Those were the days. As Americans gloomily ponder the wreckage of George W. Bush’s civilizing mission in Iraq, and Britain’s Tony Blair is hounded into retirement to taunts that he was Bush’s “poodle,” it seems the Anglo-American partnership has fallen on dark times. The triumphal sermons of Reagan and Thatcher—that the world would be a better place, if only everyone were more like their countrymen—now seem a little hollow and tinny. In most places around the world, about the last thing you’d want to be is an overbearing Anglo-Saxon, blundering about like some Colonel Blimp from imperial times.

Well, chin up. At least that’s what Walter Russell Mead tells us in “God and Gold: Britain, America and the Making of the Modern World.” (449 pages. Alfred A. Knopf. $27.95). Americans and their British cousins have stumbled often in the last few centuries, sometimes with disastrous effect. But in the long run, they seem to stay on top, and their ideas of equality and freedom, while unevenly applied, tend to prevail. “It is unpardonably vulgar to say so,” writes Mead, “but in three hundred years of warfare, the English-speaking powers keep winning … The Anglo-Saxon powers did not just win wars. They changed the way the world lives, thinks, and organizes itself as much as any of the great civilizations of the past.”

Mead, a sweeping thinker, knows he will be mocked as a jingoist, so he has some fun while making a serious point. He writes, tongue-in-cheek, about the “Protocols of the Elders of Greenwich, the secret Anglo-Saxon plan for global rule.” The plan was “never written down,” but includes aggressively protected free trade, faith in God and Mammon, and individual rights. The Anglo-Saxons (no longer an ethnic term, but rather a cultural one, says Mead) see themselves as “advancing liberty, protecting the weak, providing opportunity to the poor, introducing the principles of morality and democracy into international life.” This all seems so self-evidently wonderful that, again and again, the Anglo-Saxons have been surprised when other nations see them as ruthless, greedy and cruel.
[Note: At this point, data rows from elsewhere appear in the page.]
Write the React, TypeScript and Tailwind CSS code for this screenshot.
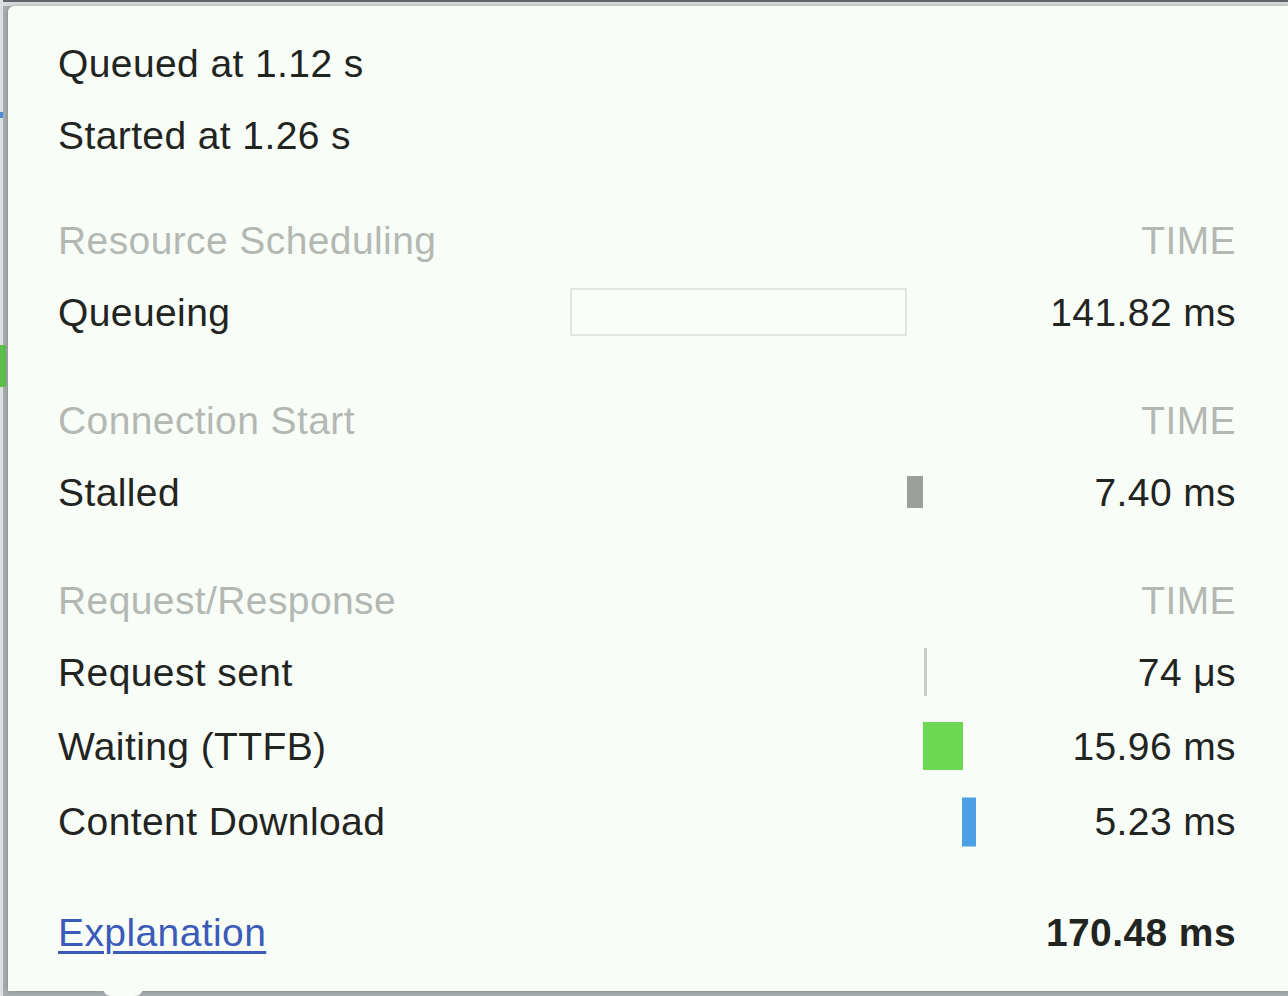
import React from 'react';

type Bar = { left: number; width: number; height: number; className: string };

type Row = {
    label: string;
    time: string;
    bar?: Bar;
    rowClass: string;
};

type Section = {
    title: string;
    gapClass: string;
    rows: Row[];
};

// bar offsets are in px inside the 406px timeline track
const sections: Section[] = [
    {
        title: 'Resource Scheduling',
        gapClass: 'mt-[33px]',
        rows: [
            {
                label: 'Queueing',
                time: '141.82 ms',
                rowClass: 'h-[72px]',
                bar: { left: 0, width: 337, height: 48, className: 'border-2 border-[#e3e6e2] bg-[#fbfdfa]' },
            },
        ],
    },
    {
        title: 'Connection Start',
        gapClass: 'mt-[36px]',
        rows: [
            {
                label: 'Stalled',
                time: '7.40 ms',
                rowClass: 'h-[72px]',
                bar: { left: 337, width: 16, height: 32, className: 'bg-[#9c9f9b]' },
            },
        ],
    },
    {
        title: 'Request/Response',
        gapClass: 'mt-[36px]',
        rows: [
            {
                label: 'Request sent',
                time: '74 μs',
                rowClass: 'h-[72px]',
                bar: { left: 354, width: 3, height: 48, className: 'bg-[#c9cbc8]' },
            },
            {
                label: 'Waiting (TTFB)',
                time: '15.96 ms',
                rowClass: 'h-[76px]',
                bar: { left: 353, width: 40, height: 48, className: 'bg-[#6cd853]' },
            },
            {
                label: 'Content Download',
                time: '5.23 ms',
                rowClass: 'h-[75px]',
                bar: { left: 392, width: 14, height: 49, className: 'bg-[#4c9fe2]' },
            },
        ],
    },
];

const TimingRow: React.FC<{ row: Row }> = ({ row }) => (
    <div className={`flex items-center ${row.rowClass}`}>
        <div className="w-[512px] shrink-0 text-[#222422]">{row.label}</div>
        <div className="relative h-full w-[406px] shrink-0">
            {row.bar && (
                <div
                    className={`absolute top-1/2 -translate-y-1/2 ${row.bar.className}`}
                    style={{ left: row.bar.left, width: row.bar.width, height: row.bar.height }}
                />
            )}
        </div>
        <div className="flex-1 text-right text-[#222422]">{row.time}</div>
    </div>
);

export default function App() {
    return (
        <div className="relative h-[996px] w-[1288px] overflow-hidden bg-[#a7acae] font-['Liberation_Sans',Arial,sans-serif]">
            {/* strips of the devtools panel behind the popover */}
            <div className="absolute left-0 top-0 h-[2px] w-full bg-[#5f6468]" />
            <div className="absolute left-0 top-[2px] h-[4px] w-full bg-[#d9dcdd]" />
            <div className="absolute left-0 top-0 h-full w-[3px] bg-[#dde0e1]" />
            <div className="absolute left-0 top-[112px] h-[6px] w-[3px] bg-[#4a8fd8]" />
            <div className="absolute left-0 top-[345px] h-[42px] w-[6px] bg-[#5cbf4a]" />

            <div className="absolute left-[8px] top-[6px] h-[985px] w-[1280px] rounded-tl-[6px] bg-[#f9fdf8] pl-[50px] pr-[52px] pt-[21px] text-[39px] leading-none tracking-[0.4px] shadow-[0_0_4px_rgba(0,0,0,0.25)]">
                <div className="flex h-[72px] items-center text-[#222422]">Queued at 1.12 s</div>
                <div className="flex h-[72px] items-center text-[#222422]">Started at 1.26 s</div>

                {sections.map(section => (
                    <div key={section.title} className={section.gapClass}>
                        <div className="flex h-[72px] items-center justify-between text-[#b4b8b3]">
                            <span>{section.title}</span>
                            <span>TIME</span>
                        </div>
                        {section.rows.map(row => (
                            <TimingRow key={row.label} row={row} />
                        ))}
                    </div>
                ))}

                <div className="mt-[37px] flex h-[72px] items-center justify-between">
                    <a href="#" className="text-[#3a5bb8] underline decoration-[3px] underline-offset-[5px]">
                        Explanation
                    </a>
                    <span className="font-bold text-[#222422]">170.48 ms</span>
                </div>
            </div>

            {/* popover arrow */}
            <div className="absolute left-[103px] top-[988px] h-[8px] w-[40px] rounded-b-[10px] bg-[#f9fdf8]" />
        </div>
    );
}
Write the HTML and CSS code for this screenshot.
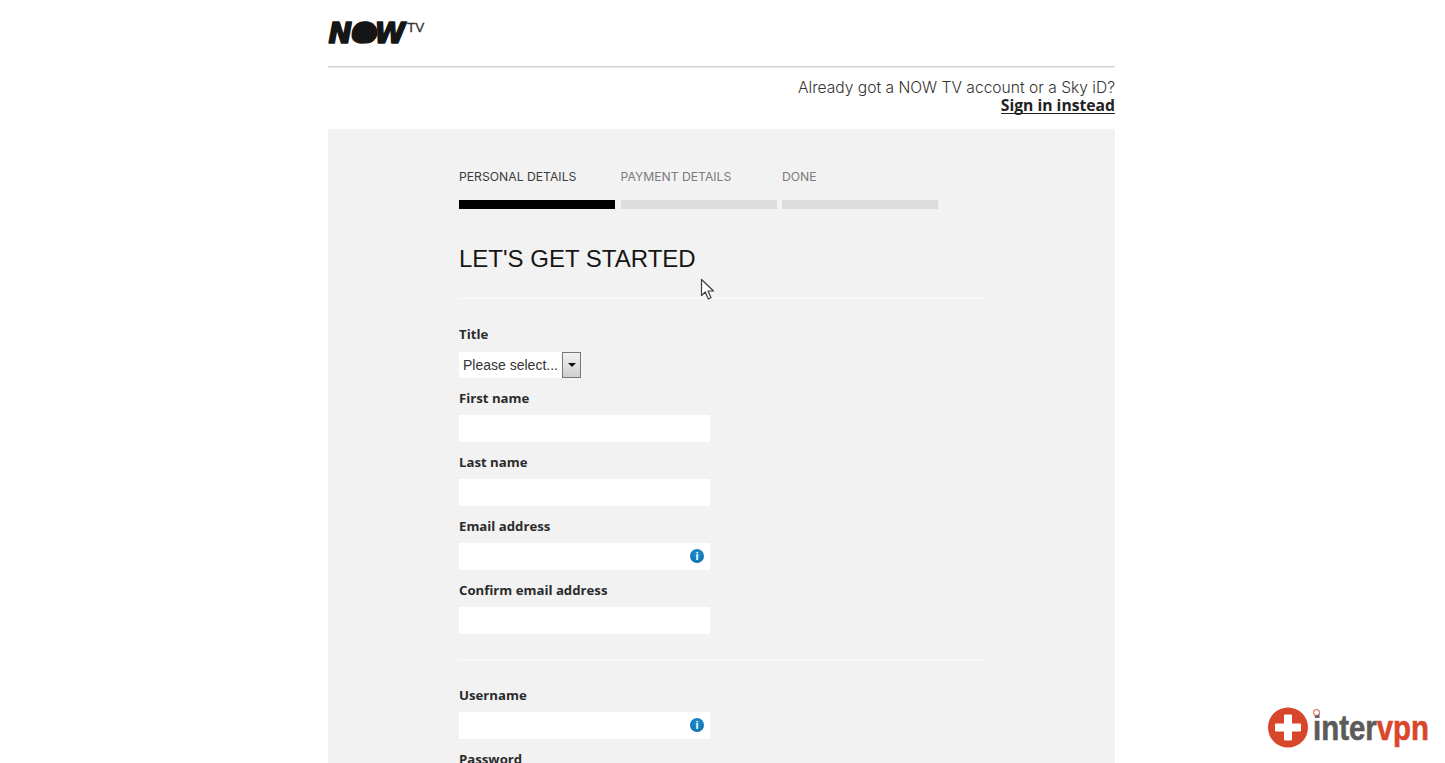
FILE: index.html
```html
<!DOCTYPE html>
<html lang="en">
<head>
<meta charset="utf-8">
<title>NOW TV - Let's get started</title>
<link rel="stylesheet" href="styles.css">
</head>
<body>
<div class="page">
  <header class="brand">
    <svg class="logo" width="100" height="32" viewBox="0 0 100 32" role="img" aria-label="NOW TV">
      <text class="logo-now" x="0.5" y="26">NOW</text>
      <circle class="logo-o" cx="38.5" cy="15.5" r="11"/>
      <text class="logo-tv" x="79" y="15">TV</text>
    </svg>
  </header>
  <div class="signin">
    <p class="signin-q">Already got a NOW TV account or a Sky iD?</p>
    <a class="signin-link" href="#">Sign in instead</a>
  </div>
  <main class="panel">
    <ol class="steps">
      <li class="step step-active"><span class="step-name">PERSONAL DETAILS</span><span class="step-bar"></span></li>
      <li class="step"><span class="step-name">PAYMENT DETAILS</span><span class="step-bar"></span></li>
      <li class="step"><span class="step-name">DONE</span><span class="step-bar"></span></li>
    </ol>
    <h1 class="heading">LET'S GET STARTED</h1>
    <form class="form">
      <div class="field field-select">
        <span class="label">Title</span>
        <div class="select">
          <span class="select-value">Please select...</span>
          <span class="select-btn"><span class="select-arrow"></span></span>
        </div>
      </div>
      <div class="field"><span class="label">First name</span><div class="input"></div></div>
      <div class="field"><span class="label">Last name</span><div class="input"></div></div>
      <div class="field"><span class="label">Email address</span><div class="input"><span class="info">i</span></div></div>
      <div class="field"><span class="label">Confirm email address</span><div class="input"></div></div>
      <div class="form-rule"></div>
      <div class="field"><span class="label">Username</span><div class="input"><span class="info">i</span></div></div>
      <div class="field"><span class="label">Password</span><div class="input"></div></div>
    </form>
  </main>
</div>
<svg class="cursor" width="16" height="24" viewBox="0 0 16 24" aria-hidden="true">
  <path d="M1.5 1.5 V17.5 L5.3 14 L8.3 21 L11 19.8 L8 13 L13.5 13 Z" fill="#fff" stroke="#3a3f45" stroke-width="1.2" stroke-linejoin="round"/>
</svg>
<div class="watermark">
  <svg class="wm-icon" width="42" height="42" viewBox="0 0 42 42" aria-hidden="true">
    <circle cx="21" cy="20.5" r="20" fill="#d8472b"/>
    <path d="M17.5 8 H24.5 V17 H33.5 V24 H24.5 V33 H17.5 V24 H8.5 V17 H17.5 Z" fill="#fff" stroke="#fff" stroke-width="1" stroke-linejoin="round"/>
  </svg>
  <span class="wm-text"><span class="wm-inter">inter</span><span class="wm-vpn">vpn</span></span>
  <span class="wm-dot"></span>
</div>
</body>
</html>
```
FILE: styles.css
```css
html, body {
  margin: 0;
  height: 763px;
  overflow: hidden;
  background: #fff;
}
body {
  font-family: "Open Sans", "Liberation Sans", sans-serif;
  color: #222;
}
.page {
  width: 787px;
  margin-left: 328px;
}
.brand {
  height: 67px;
  box-sizing: border-box;
  padding-top: 17px;
  border-bottom: 1px solid #d4d4d4;
  box-shadow: 0 1px 0 #ececec;
}
.logo {
  display: block;
}
.logo-now {
  font-family: "DejaVu Sans", sans-serif;
  font-weight: 700;
  font-style: italic;
  font-size: 28px;
  letter-spacing: -0.6px;
  fill: #161616;
  stroke: #161616;
  stroke-width: 1.6px;
  stroke-linejoin: round;
}
.logo-o {
  fill: #161616;
}
.logo-tv {
  font-family: "Liberation Sans", sans-serif;
  font-size: 13.5px;
  fill: #333;
  stroke: #333;
  stroke-width: 0.3px;
}
.signin {
  height: 62px;
  display: flex;
  flex-direction: column;
  align-items: flex-end;
  padding-top: 11px;
  box-sizing: border-box;
}
.signin-q {
  margin: 0;
  font-family: Inter, "Liberation Sans", sans-serif;
  font-weight: 300;
  font-size: 15.6px;
  line-height: 19px;
  color: #333;
}
.signin-link {
  font-family: "Open Sans", "Liberation Sans", sans-serif;
  font-size: 15.7px;
  font-weight: 700;
  line-height: 16px;
  color: #222;
  text-decoration: none;
  border-bottom: 1.5px solid #222;
}
.panel {
  background: #f2f2f2;
  height: 640px;
  padding: 40px 131px 0;
  box-sizing: border-box;
}
.steps {
  list-style: none;
  margin: 0;
  padding: 0;
  display: grid;
  grid-template-columns: 156px 156px 156px;
  column-gap: 5.5px;
}
.step {
  display: flex;
  flex-direction: column;
}
.step-name {
  font-family: Inter, "Liberation Sans", sans-serif;
  font-size: 12.2px;
  line-height: 16px;
  color: #7b7b7b;
  height: 31px;
}
.step-active .step-name {
  color: #3c3c3c;
}
.step-bar {
  height: 9px;
  background: #dcdcdc;
}
.step-active .step-bar {
  background: #000;
}
.heading {
  margin: 34px 0 0;
  width: 525px;
  height: 56px;
  box-sizing: border-box;
  font-family: "Liberation Sans", sans-serif;
  font-weight: 400;
  font-size: 24px;
  line-height: 32px;
  color: #161616;
  border-bottom: 1px solid #fafafa;
}
.form {
  padding-top: 25px;
}
.field {
  height: 64px;
}
.label {
  display: block;
  font-size: 13.2px;
  font-weight: 700;
  line-height: 20px;
  height: 27px;
  color: #2b2b2b;
}
.field-select .label {
  height: 28px;
}
.select {
  display: flex;
  width: 122px;
  height: 26px;
  background: #fff;
  align-items: center;
}
.select-value {
  flex: 1;
  padding-left: 4px;
  font-family: "Liberation Sans", sans-serif;
  font-size: 14px;
  color: #333;
  white-space: nowrap;
}
.select-btn {
  width: 17px;
  height: 24px;
  border: 1px solid #777;
  background: linear-gradient(#f2f2f2, #cfcfcf);
  display: flex;
  align-items: center;
  justify-content: center;
}
.select-arrow {
  width: 0;
  height: 0;
  border-left: 4px solid transparent;
  border-right: 4px solid transparent;
  border-top: 4px solid #111;
}
.input {
  width: 251px;
  height: 27px;
  background: #fff;
  display: flex;
  align-items: center;
  justify-content: flex-end;
  padding-right: 6px;
  box-sizing: border-box;
}
.info {
  width: 14px;
  height: 14px;
  margin-bottom: 2px;
  border-radius: 50%;
  background: radial-gradient(circle at 50% 35%, #1f8fd0, #0a6aa5);
  color: #fff;
  font-family: "Liberation Sans", sans-serif;
  font-size: 11px;
  font-weight: 700;
  line-height: 14px;
  text-align: center;
}
.form-rule {
  width: 525px;
  height: 1px;
  background: #fafafa;
  margin: 15px 0 25px;
}
.cursor {
  position: absolute;
  left: 700px;
  top: 278px;
}
.watermark {
  position: absolute;
  left: 1267px;
  top: 707px;
  width: 170px;
  height: 42px;
  display: flex;
  align-items: center;
}
.wm-icon {
  flex: none;
}
.wm-text {
  margin-left: 4px;
  font-family: "Liberation Sans", sans-serif;
  font-weight: 700;
  font-size: 35px;
  line-height: 42px;
  transform: scaleX(0.84);
  transform-origin: left center;
  white-space: nowrap;
  -webkit-text-stroke: 0.6px;
}
.wm-inter {
  color: #5b5b5b;
}
.wm-vpn {
  color: #d8472b;
}
.wm-dot {
  position: absolute;
  left: 46px;
  top: 2px;
  width: 5px;
  height: 5px;
  border: 1.5px solid #d8472b;
  border-radius: 50%;
  background: #fff;
}
```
Peaceable Kingdoms and Liberal Utopias always seem just around the corner; then a Hitler or a bin Laden appears to spoil the march of progress. “We worship God by loathing America,” says Islamic jihadist Tareq Hilmi, “the latest in a long line” to reach this conclusion, writes Mead.

Fortunately for the Anglo-Saxons, their enemies seem to run out of money and resources. Mead recounts the story of a German general who knew the war was lost when his men overran the Allied lines at the Battle of the Bulge and discovered chocolate cakes sent to American soldiers from the folks back home. Nazi Germany was starving by late 1944; the Americans were feeding their boys cake. Mead is not absolutely sure that prosperity and democracy will win out in the end in an age when terrorists can get their hands on weapons of mass destruction. He says that the Anglo-American world needs to do a much better job of listening to the hopes and fears of other peoples and religions, and quotes the late British statesman-thinker Isaiah Berlin: “To be the object of contempt or patronizing tolerance on the part of proud neighbors is one of the most traumatic experiences that individuals or societies can suffer.” He might invoke another old-WASP rule: if you’ve got it, don’t flaunt it.